TASK PROMPT ▸
Write out every line of the material as it stands, apart from the pictures.

DATA ▸
# # #

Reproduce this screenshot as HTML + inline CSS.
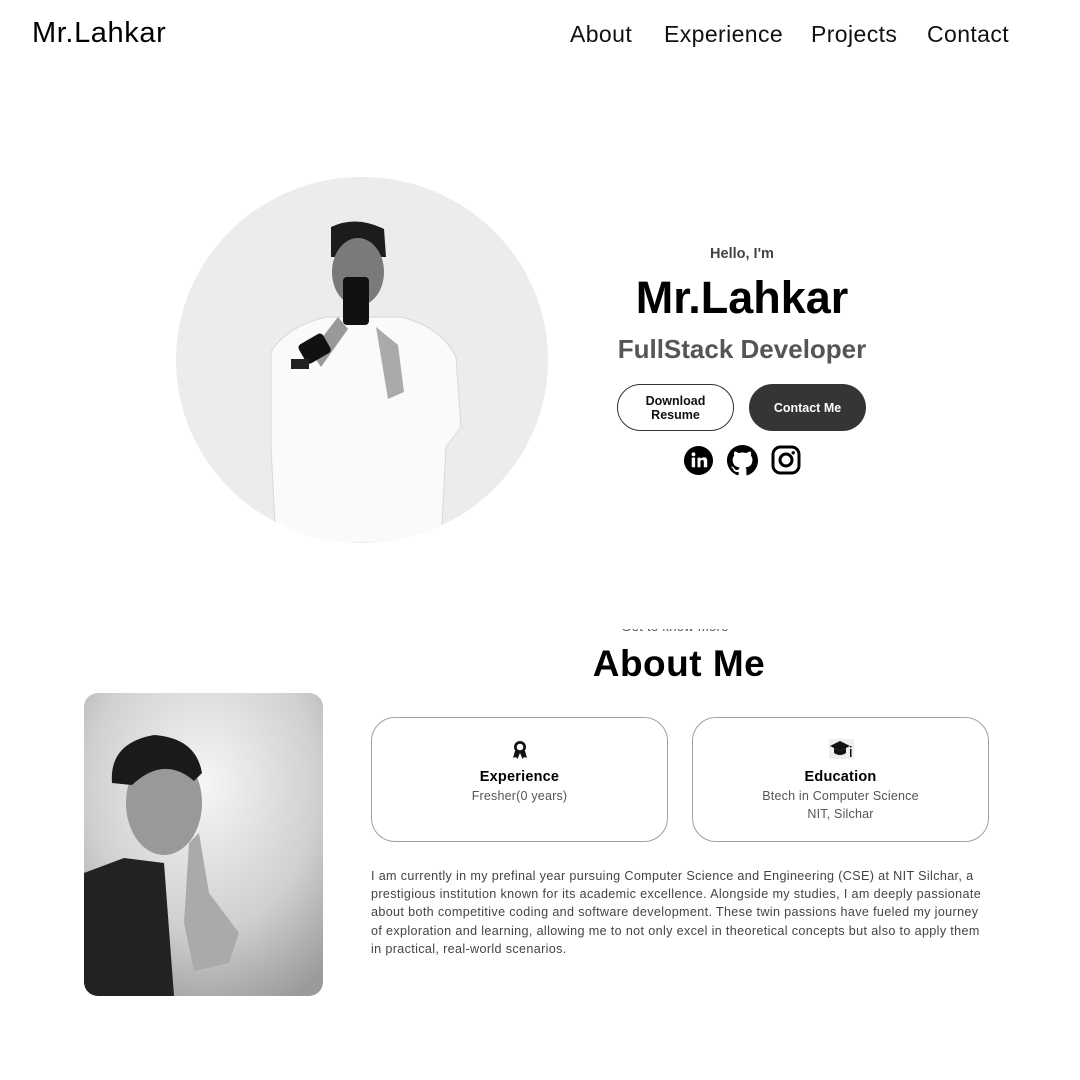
<!DOCTYPE html>
<html><head><meta charset="utf-8"><style>
*{margin:0;padding:0;box-sizing:border-box}
body{width:1080px;height:1080px;background:#fff;font-family:"Liberation Sans",sans-serif;color:#000;position:relative;overflow:hidden}
.abs{position:absolute}
.logo{left:32px;top:17px;font-size:29px;letter-spacing:.6px}
.nav{top:21px;font-size:23px;color:#111;letter-spacing:.4px}
.btn{position:absolute;top:384px;height:47px;width:117px;border-radius:24px;font-size:12.5px;font-weight:bold;display:flex;align-items:center;justify-content:center;text-align:center;line-height:14px}
.card{position:absolute;top:717px;height:125px;width:297px;border:1px solid #a0a0a0;border-radius:24px;text-align:center}
.card h3{font-size:14.5px;font-weight:bold;margin-top:51px;letter-spacing:.2px}
.card p{font-size:12.5px;color:#555;line-height:18px;margin-top:2px;letter-spacing:.2px}
</style></head><body>
<div class="abs logo">Mr.Lahkar</div>
<div class="abs nav" style="left:570px">About</div>
<div class="abs nav" style="left:664px">Experience</div>
<div class="abs nav" style="left:811px">Projects</div>
<div class="abs nav" style="left:927px">Contact</div>

<svg class="abs" style="left:176px;top:177px" width="372" height="366" viewBox="0 0 372 366">
<defs><clipPath id="c"><ellipse cx="186" cy="183" rx="186" ry="183"/></clipPath></defs>
<ellipse cx="186" cy="183" rx="186" ry="183" fill="#ececec"/>
<g clip-path="url(#c)">
<path d="M95 175 Q110 150 150 140 L225 140 Q265 150 280 180 L285 250 L270 270 L265 366 L100 366 L95 270 Z" fill="#fafafa" stroke="#d8d8d8"/>
<path d="M155 50 Q180 38 208 52 L210 80 L155 80 Z" fill="#1c1c1c"/>
<ellipse cx="182" cy="95" rx="26" ry="34" fill="#7a7a7a"/>
<rect x="167" y="100" width="26" height="48" rx="4" fill="#111"/>
<path d="M135 175 L162 140 L172 152 L145 190 Z" fill="#999"/>
<path d="M200 150 L222 168 L228 215 L212 222 Z" fill="#aaa"/>
<rect x="125" y="160" width="28" height="22" rx="4" transform="rotate(-30 140 172)" fill="#111"/>
<rect x="115" y="182" width="18" height="10" fill="#222"/>
</g></svg>

<div class="abs" style="left:0;width:1484px;top:246px;text-align:center;font-size:14.5px;font-weight:bold;color:#444">Hello, I'm</div>
<div class="abs" style="left:0;width:1484px;top:272px;text-align:center;font-size:45px;font-weight:bold">Mr.Lahkar</div>
<div class="abs" style="left:0;width:1484px;top:334px;text-align:center;font-size:26px;font-weight:bold;color:#555">FullStack Developer</div>
<div class="btn" style="left:617px;border:1.5px solid #333;color:#111">Download<br>Resume</div>
<div class="btn" style="left:749px;background:#353535;color:#fff">Contact Me</div>

<svg class="abs" style="left:683px;top:445px" width="31" height="31" viewBox="0 0 32 32"><circle cx="16" cy="16" r="15" fill="#000"/><rect x="9" y="13" width="3.5" height="10" fill="#fff"/><circle cx="10.8" cy="9.6" r="2" fill="#fff"/><path d="M15 13h3.3v1.5c.7-1.2 2-1.8 3.4-1.8 2.6 0 3.3 1.7 3.3 4.2V23h-3.5v-5.5c0-1.3-.4-2.2-1.6-2.2-1.3 0-1.9.9-1.9 2.2V23H15z" fill="#fff"/></svg>
<svg class="abs" style="left:727px;top:445px" width="31" height="31" viewBox="0 0 16 16"><path fill="#000" d="M8 0C3.58 0 0 3.580 0 8c0 3.54 2.29 6.53 5.47 7.590.4.07.55-.17.55-.38v-1.34c-2.230.48-2.7-1.07-2.7-1.07-.36-.92-.89-1.17-.89-1.17-.73-.5.06-.49.06-.49.8.06 1.230.83 1.230.83.72 1.23 1.88.87 2.34.67.07-.52.28-.87.51-1.07-1.78-.2-3.64-.89-3.64-3.95 0-.87.31-1.59.82-2.15-.08-.2-.36-1.02.08-2.12 0 0 .67-.21 2.2.82a7.6 7.6 0 0 1 4 0c1.53-1.04 2.2-.82 2.2-.82.44 1.1.16 1.92.08 2.12.51.56.82 1.27.82 2.15 0 3.07-1.87 3.75-3.65 3.95.29.25.54.73.54 1.48v2.2c0 .21.15.46.55.38A8 8 0 0 0 16 8c0-4.42-3.58-8-8-8z"/></svg>
<svg class="abs" style="left:771px;top:445px" width="30" height="30" viewBox="0 0 30 30"><rect x="2" y="2" width="26" height="26" rx="7.5" fill="none" stroke="#000" stroke-width="3"/><circle cx="15" cy="15" r="6" fill="none" stroke="#000" stroke-width="3"/><circle cx="22.2" cy="7.8" r="1.7" fill="#000"/></svg>

<div class="abs" style="left:0;width:1350px;top:629px;height:6px;overflow:hidden;text-align:center;font-size:13px;color:#555;letter-spacing:.3px"><div style="margin-top:-10px">Get to know more</div></div>
<div class="abs" style="left:0;width:1358px;top:643px;text-align:center;font-size:37px;font-weight:bold;letter-spacing:.5px">About Me</div>

<svg class="abs" style="left:84px;top:693px" width="239" height="303" viewBox="0 0 239 303">
<defs><radialGradient id="g" cx="0.5" cy="0.3" r="0.8"><stop offset="0" stop-color="#f6f6f6"/><stop offset="0.6" stop-color="#d0d0d0"/><stop offset="1" stop-color="#9a9a9a"/></radialGradient><clipPath id="r"><rect width="239" height="303" rx="14"/></clipPath></defs>
<g clip-path="url(#r)"><rect width="239" height="303" fill="url(#g)"/>
<path d="M0 180 L40 165 L80 170 L90 303 L0 303Z" fill="#222"/>
<ellipse cx="80" cy="110" rx="38" ry="52" fill="#999"/>
<path d="M28 90 Q25 50 70 42 Q112 45 118 80 L110 88 Q80 62 48 92 Z" fill="#1a1a1a"/>
<path d="M105 150 L115 140 L125 200 L155 240 L145 270 L110 278 L100 230 Z" fill="#aaa"/>
</g></svg>

<div class="card" style="left:371px"><svg class="abs" style="left:140px;top:22px" width="16" height="20" viewBox="0 0 16 20"><circle cx="8" cy="7" r="6" fill="#111"/><circle cx="8" cy="7" r="3.3" fill="#fff"/><path d="M3 11 L1 18 L4 17 L5.5 19 L8 13 L10.5 19 L12 17 L15 18 L13 11Z" fill="#111"/></svg><h3>Experience</h3><p>Fresher(0 years)</p></div>
<div class="card" style="left:692px"><svg class="abs" style="left:136px;top:21px" width="25" height="20" viewBox="0 0 25 20"><rect width="25" height="20" fill="#eee"/><path d="M1 7 L11 2 L21 7 L11 12Z" fill="#111"/><path d="M5 9 L5 14 Q11 18 17 14 L17 9 L11 12Z" fill="#111"/><rect x="21" y="10" width="1.5" height="8" fill="#111"/><rect x="21" y="7" width="1.5" height="1.5" fill="#111"/></svg><h3>Education</h3><p>Btech in Computer Science<br>NIT, Silchar</p></div>

<div class="abs" style="left:371px;top:867px;width:612px;font-size:12.6px;line-height:18.2px;color:#444;letter-spacing:.35px">I am currently in my prefinal year pursuing Computer Science and Engineering (CSE) at NIT Silchar, a prestigious institution known for its academic excellence. Alongside my studies, I am deeply passionate about both competitive coding and software development. These twin passions have fueled my journey of exploration and learning, allowing me to not only excel in theoretical concepts but also to apply them in practical, real-world scenarios.</div>
</body></html>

# # #

TASK SOLUTION ▸
Reproduce this screenshot as HTML + inline CSS.
<!DOCTYPE html>
<html><head><meta charset="utf-8"><style>
*{margin:0;padding:0;box-sizing:border-box}
body{width:1080px;height:1080px;background:#fff;font-family:"Liberation Sans",sans-serif;color:#000;position:relative;overflow:hidden}
.abs{position:absolute}
.logo{left:32px;top:17px;font-size:29px;letter-spacing:.6px}
.nav{top:21px;font-size:23px;color:#111;letter-spacing:.4px}
.btn{position:absolute;top:384px;height:47px;width:117px;border-radius:24px;font-size:12.5px;font-weight:bold;display:flex;align-items:center;justify-content:center;text-align:center;line-height:14px}
.card{position:absolute;top:717px;height:125px;width:297px;border:1px solid #a0a0a0;border-radius:24px;text-align:center}
.card h3{font-size:14.5px;font-weight:bold;margin-top:51px;letter-spacing:.2px}
.card p{font-size:12.5px;color:#555;line-height:18px;margin-top:2px;letter-spacing:.2px}
</style></head><body>
<div class="abs logo">Mr.Lahkar</div>
<div class="abs nav" style="left:570px">About</div>
<div class="abs nav" style="left:664px">Experience</div>
<div class="abs nav" style="left:811px">Projects</div>
<div class="abs nav" style="left:927px">Contact</div>

<svg class="abs" style="left:176px;top:177px" width="372" height="366" viewBox="0 0 372 366">
<defs><clipPath id="c"><ellipse cx="186" cy="183" rx="186" ry="183"/></clipPath></defs>
<ellipse cx="186" cy="183" rx="186" ry="183" fill="#ececec"/>
<g clip-path="url(#c)">
<path d="M95 175 Q110 150 150 140 L225 140 Q265 150 280 180 L285 250 L270 270 L265 366 L100 366 L95 270 Z" fill="#fafafa" stroke="#d8d8d8"/>
<path d="M155 50 Q180 38 208 52 L210 80 L155 80 Z" fill="#1c1c1c"/>
<ellipse cx="182" cy="95" rx="26" ry="34" fill="#7a7a7a"/>
<rect x="167" y="100" width="26" height="48" rx="4" fill="#111"/>
<path d="M135 175 L162 140 L172 152 L145 190 Z" fill="#999"/>
<path d="M200 150 L222 168 L228 215 L212 222 Z" fill="#aaa"/>
<rect x="125" y="160" width="28" height="22" rx="4" transform="rotate(-30 140 172)" fill="#111"/>
<rect x="115" y="182" width="18" height="10" fill="#222"/>
</g></svg>

<div class="abs" style="left:0;width:1484px;top:246px;text-align:center;font-size:14.5px;font-weight:bold;color:#444">Hello, I'm</div>
<div class="abs" style="left:0;width:1484px;top:272px;text-align:center;font-size:45px;font-weight:bold">Mr.Lahkar</div>
<div class="abs" style="left:0;width:1484px;top:334px;text-align:center;font-size:26px;font-weight:bold;color:#555">FullStack Developer</div>
<div class="btn" style="left:617px;border:1.5px solid #333;color:#111">Download<br>Resume</div>
<div class="btn" style="left:749px;background:#353535;color:#fff">Contact Me</div>

<svg class="abs" style="left:683px;top:445px" width="31" height="31" viewBox="0 0 32 32"><circle cx="16" cy="16" r="15" fill="#000"/><rect x="9" y="13" width="3.5" height="10" fill="#fff"/><circle cx="10.8" cy="9.6" r="2" fill="#fff"/><path d="M15 13h3.3v1.5c.7-1.2 2-1.8 3.4-1.8 2.6 0 3.3 1.7 3.3 4.2V23h-3.5v-5.5c0-1.3-.4-2.2-1.6-2.2-1.3 0-1.9.9-1.9 2.2V23H15z" fill="#fff"/></svg>
<svg class="abs" style="left:727px;top:445px" width="31" height="31" viewBox="0 0 16 16"><path fill="#000" d="M8 0C3.58 0 0 3.580 0 8c0 3.54 2.29 6.53 5.47 7.590.4.07.55-.17.55-.38v-1.34c-2.230.48-2.7-1.07-2.7-1.07-.36-.92-.89-1.17-.89-1.17-.73-.5.06-.49.06-.49.8.06 1.230.83 1.230.83.72 1.23 1.88.87 2.34.67.07-.52.28-.87.51-1.07-1.78-.2-3.64-.89-3.64-3.95 0-.87.31-1.59.82-2.15-.08-.2-.36-1.02.08-2.12 0 0 .67-.21 2.2.82a7.6 7.6 0 0 1 4 0c1.53-1.04 2.2-.82 2.2-.82.44 1.1.16 1.92.08 2.12.51.56.82 1.27.82 2.15 0 3.07-1.87 3.75-3.65 3.95.29.25.54.73.54 1.48v2.2c0 .21.15.46.55.38A8 8 0 0 0 16 8c0-4.42-3.58-8-8-8z"/></svg>
<svg class="abs" style="left:771px;top:445px" width="30" height="30" viewBox="0 0 30 30"><rect x="2" y="2" width="26" height="26" rx="7.5" fill="none" stroke="#000" stroke-width="3"/><circle cx="15" cy="15" r="6" fill="none" stroke="#000" stroke-width="3"/><circle cx="22.2" cy="7.8" r="1.7" fill="#000"/></svg>

<div class="abs" style="left:0;width:1350px;top:629px;height:6px;overflow:hidden;text-align:center;font-size:13px;color:#555;letter-spacing:.3px"><div style="margin-top:-10px">Get to know more</div></div>
<div class="abs" style="left:0;width:1358px;top:643px;text-align:center;font-size:37px;font-weight:bold;letter-spacing:.5px">About Me</div>

<svg class="abs" style="left:84px;top:693px" width="239" height="303" viewBox="0 0 239 303">
<defs><radialGradient id="g" cx="0.5" cy="0.3" r="0.8"><stop offset="0" stop-color="#f6f6f6"/><stop offset="0.6" stop-color="#d0d0d0"/><stop offset="1" stop-color="#9a9a9a"/></radialGradient><clipPath id="r"><rect width="239" height="303" rx="14"/></clipPath></defs>
<g clip-path="url(#r)"><rect width="239" height="303" fill="url(#g)"/>
<path d="M0 180 L40 165 L80 170 L90 303 L0 303Z" fill="#222"/>
<ellipse cx="80" cy="110" rx="38" ry="52" fill="#999"/>
<path d="M28 90 Q25 50 70 42 Q112 45 118 80 L110 88 Q80 62 48 92 Z" fill="#1a1a1a"/>
<path d="M105 150 L115 140 L125 200 L155 240 L145 270 L110 278 L100 230 Z" fill="#aaa"/>
</g></svg>

<div class="card" style="left:371px"><svg class="abs" style="left:140px;top:22px" width="16" height="20" viewBox="0 0 16 20"><circle cx="8" cy="7" r="6" fill="#111"/><circle cx="8" cy="7" r="3.3" fill="#fff"/><path d="M3 11 L1 18 L4 17 L5.5 19 L8 13 L10.5 19 L12 17 L15 18 L13 11Z" fill="#111"/></svg><h3>Experience</h3><p>Fresher(0 years)</p></div>
<div class="card" style="left:692px"><svg class="abs" style="left:136px;top:21px" width="25" height="20" viewBox="0 0 25 20"><rect width="25" height="20" fill="#eee"/><path d="M1 7 L11 2 L21 7 L11 12Z" fill="#111"/><path d="M5 9 L5 14 Q11 18 17 14 L17 9 L11 12Z" fill="#111"/><rect x="21" y="10" width="1.5" height="8" fill="#111"/><rect x="21" y="7" width="1.5" height="1.5" fill="#111"/></svg><h3>Education</h3><p>Btech in Computer Science<br>NIT, Silchar</p></div>

<div class="abs" style="left:371px;top:867px;width:612px;font-size:12.6px;line-height:18.2px;color:#444;letter-spacing:.35px">I am currently in my prefinal year pursuing Computer Science and Engineering (CSE) at NIT Silchar, a prestigious institution known for its academic excellence. Alongside my studies, I am deeply passionate about both competitive coding and software development. These twin passions have fueled my journey of exploration and learning, allowing me to not only excel in theoretical concepts but also to apply them in practical, real-world scenarios.</div>
</body></html>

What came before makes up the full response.